Gadsby jumping from an aeroplane into the River Mersey
At one point, he toured with a troupe called “Dare Devil Peggy’s Water Circus.” The name alone tells you everything about the appetite of the time. He was, depending on who you asked, the greatest high diver in the world. Or a man living precariously from one performance to the next.Both were true.
The wall behind him
The mural
And yet, for all of that, it is here, on this wall in New Brighton, that he feels most at home. The mural does not show the crowds. Or the noise. Or the machinery of the pier that once framed his dives. It captures the moment that mattered. The fall.
The instant where everything pauses. Where risk and control sit in the same breath. Where a man with one leg, who should never have been able to do any of this, commits fully to the act. Coins suspended around him. The sea waiting. The building behind him has watched all of this before.
Built in 1820, long before the resort reached its peak, the New Brighton Hotel stood at the centre of a town still becoming itself. It changed names as the town changed fortunes. The Neptune. Peggy Gadfly’s. Lacys. Each era leaving a mark.
At one point, his name was on the building itself. Now it carries its original name again, but the connection remains. Not as branding. As memory. What this mural does, quietly but firmly, is close a gap. Because you cannot tell the story of New Brighton without acknowledging what has been lost. The pier is gone. The ferry no longer calls as it once did. And with them went the infrastructure that made this place more than a destination. It made it an experience.
Gadsby’s story only works in a place that understood spectacle. That invested in it. That built for it. So when you stand there now, looking up at that wall, the question isn’t abstract. If this is what we were, why did we stop? And if it worked once, why wouldn’t it work again? Rebuild the pier. Bring the ferry back.
Not as heritage projects. As economic decisions. As statements of intent. There is a tendency to talk about culture here as if it is something new. It isn’t. What is new is the way it is being made visible again.
The OpenAIR Gallery has grown across the Victoria Quarter not as a curated installation, but as a lived accumulation. Artists from here, from across the UK, from further afield. Walls given over to stories that already existed, waiting for a surface.

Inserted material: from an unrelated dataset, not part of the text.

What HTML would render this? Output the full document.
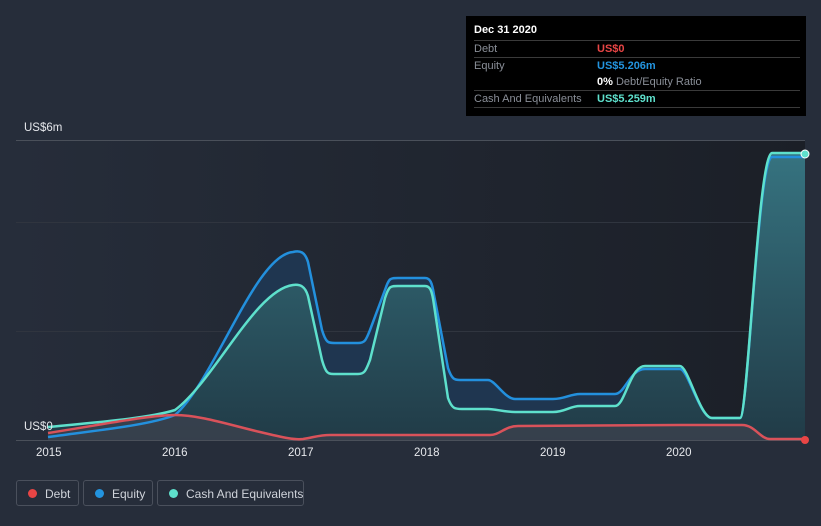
<!DOCTYPE html>
<html><head><style>
html,body{margin:0;width:821px;height:526px;overflow:hidden}
body{background:#262d3a;font-family:"Liberation Sans",sans-serif;position:relative}
.tt{position:absolute;left:466px;top:16px;width:340px;height:100px;background:#000;color:#fff;font-size:11px}
.row{position:absolute;left:8px;width:326px;border-top:1px solid #3a3a3a;height:16px;line-height:16px}
.lab{position:absolute;left:0;color:#8a8f98}
.val{position:absolute;left:123px;font-weight:bold}
.leg{position:absolute;top:480px;height:26px;border:1px solid #4a505c;border-radius:3px;color:#cfd3da;font-size:12px;line-height:26px;box-sizing:border-box;white-space:nowrap}
.leg i{position:absolute;left:11px;top:8px;width:9px;height:9px;border-radius:50%}
.leg span{position:absolute;left:28px}
.ax{position:absolute;color:#e6e8ec;font-size:11.5px}
</style></head><body>
<svg width="821" height="526" style="position:absolute;left:0;top:0">
<defs>
<linearGradient id="bg" x1="0" x2="1"><stop offset="0" stop-color="#262d3a"/><stop offset="1" stop-color="#1b1f27"/></linearGradient>
<linearGradient id="cf" x1="0" y1="0" x2="0" y2="1"><stop offset="0" stop-color="#367380"/><stop offset="1" stop-color="#213b47"/></linearGradient>
</defs>
<rect x="16" y="140" width="789" height="300" fill="url(#bg)"/>
<line x1="16" y1="140.5" x2="805" y2="140.5" stroke="#4a505a"/>
<line x1="16" y1="222.5" x2="805" y2="222.5" stroke="#30353f"/>
<line x1="16" y1="331.5" x2="805" y2="331.5" stroke="#30353f"/>
<line x1="16" y1="440.5" x2="805" y2="440.5" stroke="#4a505a"/>
<path d="M48 437 C100 430,150 425,175 415 C215 380,255 255,293 252 C300 250,305 252,308 262 L322 330 C326 343,328 343,335 343 L358 343 C365 343,366 340,370 330 L385 290 C389 278,390 278,398 278 L425 278 C430 278,432 282,434 295 L448 368 C452 380,455 380,460 380 L488 380 C495 380,505 399,515 399 L553 399 C565 399,570 394,580 394 L615 394 C625 394,630 369,645 369 L680 369 C688 369,700 418,712 418 L740 418 C748 418,758 157,772 157 L805 157 L805 440 L48 440Z" fill="#1f3650"/>
<path d="M48 427 C100 422,150 418,175 410 C215 380,255 290,293 285 C300 284,305 286,308 296 L322 360 C326 374,328 374,335 374 L358 374 C365 374,366 370,370 360 L385 298 C389 286,390 286,398 286 L425 286 C430 286,432 290,434 305 L448 398 C452 409,455 409,462 409 L488 409 C495 409,505 412,515 412 L553 412 C565 412,570 406,580 406 L615 406 C625 406,630 366,645 366 L680 366 C688 366,700 418,712 418 L740 418 C748 418,758 153,772 153 L805 153 L805 440 L48 440Z" fill="url(#cf)"/>
<path d="M48 433 C100 425,150 415,175 415 C200 415,230 425,260 432 C285 438,295 440,303 439 C315 437,320 435,330 435 L490 435 C500 435,505 426,518 426 L680 425 L742 425 C755 425,760 439,770 439 L805 439 L805 440 L48 440Z" fill="#3c414d" opacity="0.8"/>
<g fill="none" stroke-width="2.5" stroke-linejoin="round">
<path d="M48 437 C100 430,150 425,175 415 C215 380,255 255,293 252 C300 250,305 252,308 262 L322 330 C326 343,328 343,335 343 L358 343 C365 343,366 340,370 330 L385 290 C389 278,390 278,398 278 L425 278 C430 278,432 282,434 295 L448 368 C452 380,455 380,460 380 L488 380 C495 380,505 399,515 399 L553 399 C565 399,570 394,580 394 L615 394 C625 394,630 369,645 369 L680 369 C688 369,700 418,712 418 L740 418 C748 418,758 157,772 157 L805 157" stroke="#2390dd"/>
<path d="M48 427 C100 422,150 418,175 410 C215 380,255 290,293 285 C300 284,305 286,308 296 L322 360 C326 374,328 374,335 374 L358 374 C365 374,366 370,370 360 L385 298 C389 286,390 286,398 286 L425 286 C430 286,432 290,434 305 L448 398 C452 409,455 409,462 409 L488 409 C495 409,505 412,515 412 L553 412 C565 412,570 406,580 406 L615 406 C625 406,630 366,645 366 L680 366 C688 366,700 418,712 418 L740 418 C748 418,758 153,772 153 L805 153" stroke="#5ee0cc"/>
<path d="M48 433 C100 425,150 415,175 415 C200 415,230 425,260 432 C285 438,295 440,303 439 C315 437,320 435,330 435 L490 435 C500 435,505 426,518 426 L680 425 L742 425 C755 425,760 439,770 439 L805 439" stroke="#d9525a"/>
</g>
<circle cx="805" cy="154" r="4" fill="#5ee0cc" stroke="#fff" stroke-width="1"/>
<circle cx="805" cy="440" r="4" fill="#e84545"/>
</svg>
<div class="ax" style="left:24px;top:122px">US$6m</div>
<div class="ax" style="left:24px;top:421px">US$0</div>
<div class="ax" style="left:36px;top:447px">2015</div>
<div class="ax" style="left:162px;top:447px">2016</div>
<div class="ax" style="left:288px;top:447px">2017</div>
<div class="ax" style="left:414px;top:447px">2018</div>
<div class="ax" style="left:540px;top:447px">2019</div>
<div class="ax" style="left:666px;top:447px">2020</div>
<div class="tt">
<div style="position:absolute;left:8px;top:8px;font-weight:bold">Dec 31 2020</div>
<div class="row" style="top:24px"><span class="lab">Debt</span><span class="val" style="color:#e84545">US$0</span></div>
<div class="row" style="top:41px"><span class="lab">Equity</span><span class="val" style="color:#2394df">US$5.206m</span></div>
<div style="position:absolute;left:131px;top:58px;line-height:16px"><b>0%</b> <span style="color:#8a8f98">Debt/Equity Ratio</span></div>
<div class="row" style="top:74px;border-bottom:1px solid #3a3a3a"><span class="lab">Cash And Equivalents</span><span class="val" style="color:#5ee0cc">US$5.259m</span></div>
</div>
<div class="leg" style="left:16px;width:63px"><i style="background:#e84545"></i><span>Debt</span></div>
<div class="leg" style="left:83px;width:70px"><i style="background:#2394df"></i><span>Equity</span></div>
<div class="leg" style="left:157px;width:147px"><i style="background:#5ee0cc"></i><span>Cash And Equivalents</span></div>
</body></html>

The Peggy Gadsby mural is one of the clearest expressions of that. It does not import culture. It reveals it.
It reminds you that this town has always been built on people willing to do something slightly improbable, slightly risky, slightly outside the expected. Sometimes that looks like a man climbing a ladder with one leg. Sometimes it looks like a community deciding that its walls should speak again.
The New Brighton Hotel
Inside, the New Brighton Hotel continues its own version of that continuity.
Sixteen rooms. A bar that fills and empties with the rhythm of the week. Food that draws people in and keeps them there longer than they planned. Conversations that start locally and drift wider as the night goes on. Nothing performative about it. Just a building doing what it has done for nearly two centuries. Holding people. Hosting stories.
Gadsby carried on diving into his seventies.
“The hardest part is climbing up,” he once said. “I can come down alright.”
It’s a line that sits differently when you stand in New Brighton now. Because the climb is the hard part again. Rebuilding. Reconnecting. Making the case that this place is not finished. The mural doesn’t solve that. But it does something more useful. It reminds you that this town has done difficult things before. And that somewhere between the pier, the ferry, and a man who refused to stop climbing, there is a version of New Brighton that still makes sense.
Not as nostalgia. As a direction.
See the mural. Stand under it. Then step inside.